L’opinion publique était satisfaite. Il est fâcheux que, dans son triomphe, elle ait été si peu généreuse pour le vaincu. On prétendit que l’ingratitude du favori avait à la fin révolté le prince et que Wagner avait été chassé de la cour. Ces calomnies indignèrent Louis II, au point qu’il fit insérer, le 10 décembre, dans la Gazette de Bavière, une importante rectification : Wagner n’a pas été « congédié », ainsi qu’on l’a affirmé. Le roi lui a seulement demandé « de vouloir bien voyager pendant quelques mois ». Bizarre exil, en effet, que celui où le proscrit est reconduit par le souverain, en train spécial, jusqu’à la frontière ! Car telle fut l’attention suprême que Louis voulut avoir pour « l’Unique ».

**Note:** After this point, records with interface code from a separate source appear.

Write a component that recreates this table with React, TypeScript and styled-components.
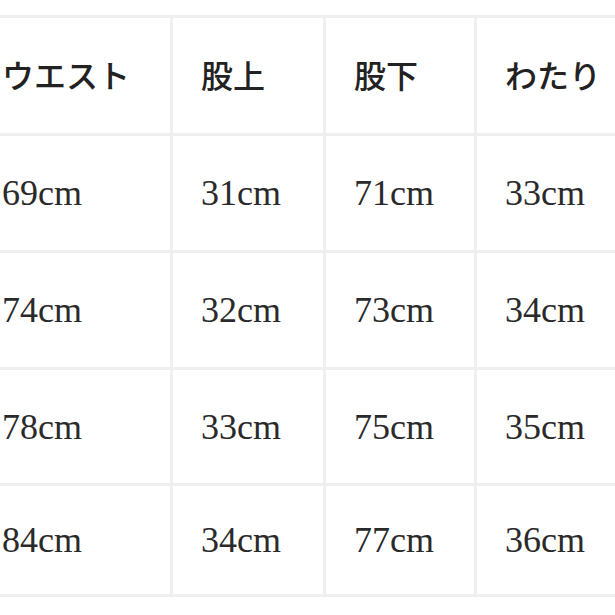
import styled, { createGlobalStyle } from "styled-components";

const GlobalStyle = createGlobalStyle`
  html, body {
    margin: 0;
    padding: 0;
    background: #ffffff;
    overflow: hidden;
  }
`;

const Page = styled.div`
  width: 615px;
  height: 615px;
  overflow: hidden;
  padding-top: 15px;
  box-sizing: border-box;
`;

const Grid = styled.div`
  display: grid;
  grid-template-columns: 196px 150px 148px 200px;
  grid-template-rows: 115px 114px 114px 113px 108px;
  gap: 3px;
  padding: 3px 0;
  margin-left: -26px;
  width: max-content;
  background: #efefef;
`;

const Cell = styled.div<{ $head?: boolean }>`
  background: #ffffff;
  display: flex;
  align-items: center;
  padding-left: 28px;
  padding-bottom: ${(p) => (p.$head ? "4px" : "0")};
  color: ${(p) => (p.$head ? "#222222" : "#2a2a2a")};
  font-family: ${(p) =>
    p.$head
      ? '"Noto Sans CJK JP", sans-serif'
      : '"Liberation Serif", "Noto Sans CJK JP", serif'};
  font-size: ${(p) => (p.$head ? "32px" : "36px")};
  font-weight: ${(p) => (p.$head ? 500 : 400)};
  white-space: nowrap;
`;

const headers = ["ウエスト", "股上", "股下", "わたり"];

const rows = [
  ["69cm", "31cm", "71cm", "33cm"],
  ["74cm", "32cm", "73cm", "34cm"],
  ["78cm", "33cm", "75cm", "35cm"],
  ["84cm", "34cm", "77cm", "36cm"],
];

const App = () => {
  return (
    <>
      <GlobalStyle />
      <Page>
        <Grid>
          {headers.map((h) => (
            <Cell key={h} $head>
              {h}
            </Cell>
          ))}
          {rows.map((row, i) =>
            row.map((v, j) => <Cell key={`${i}-${j}`}>{v}</Cell>)
          )}
        </Grid>
      </Page>
    </>
  );
};

export default App;
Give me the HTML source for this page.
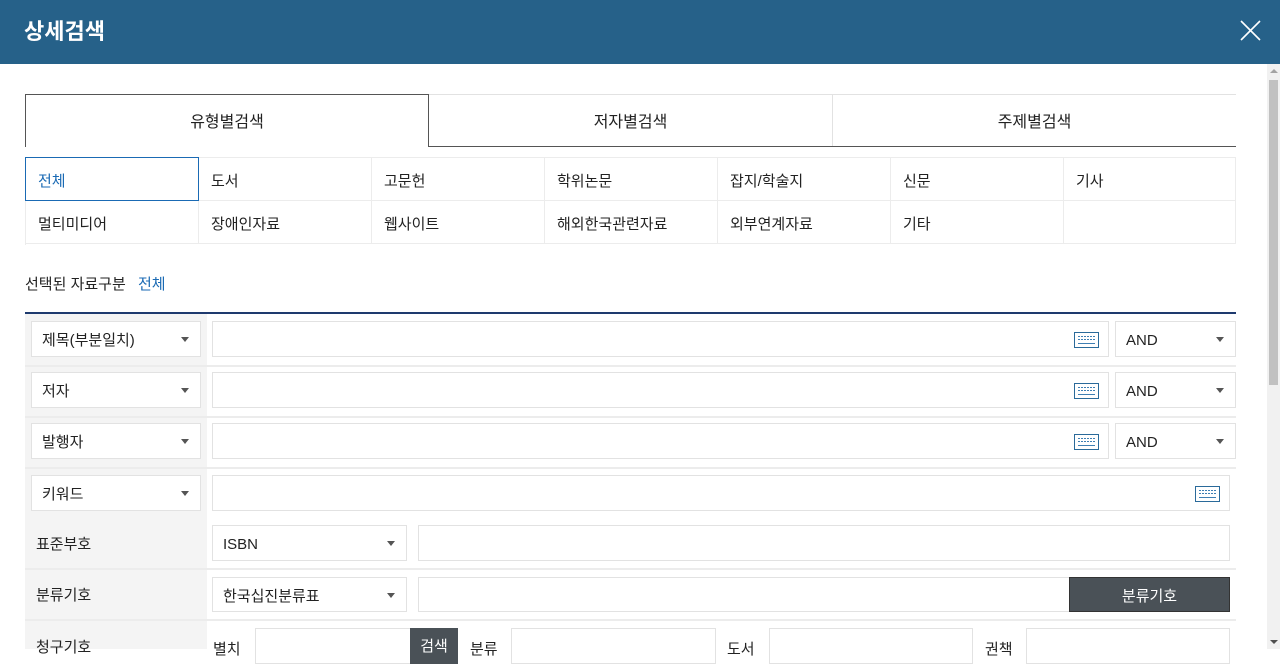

Cependant on comptait bien que ces quelques mois déguisaient un bannissement définitif, que le « mauvais génie du roi » ne reviendrait plus. Et, par une maladresse insigne, pour exprimer leur satisfaction, les Munichois envoyèrent à Louis II une adresse de remerciements. On devine de quelle humeur il la reçut ! Il n’était pas homme à se soumettre au populaire. Son amitié contrariée s’exalta. Et, dès lors, il ne rêva plus qu’expéditions secrètes pour revoir l’ami idolâtré, sacrifié par raison d’État. Wagner s’était retiré à Triebschen, près de Lucerne. C’est là que, pour lui prouver qu’il ne l’oubliait pas, le roi continua de lui envoyer des cadeaux. À plusieurs reprises, il réussit même à le rejoindre dans son ermitage.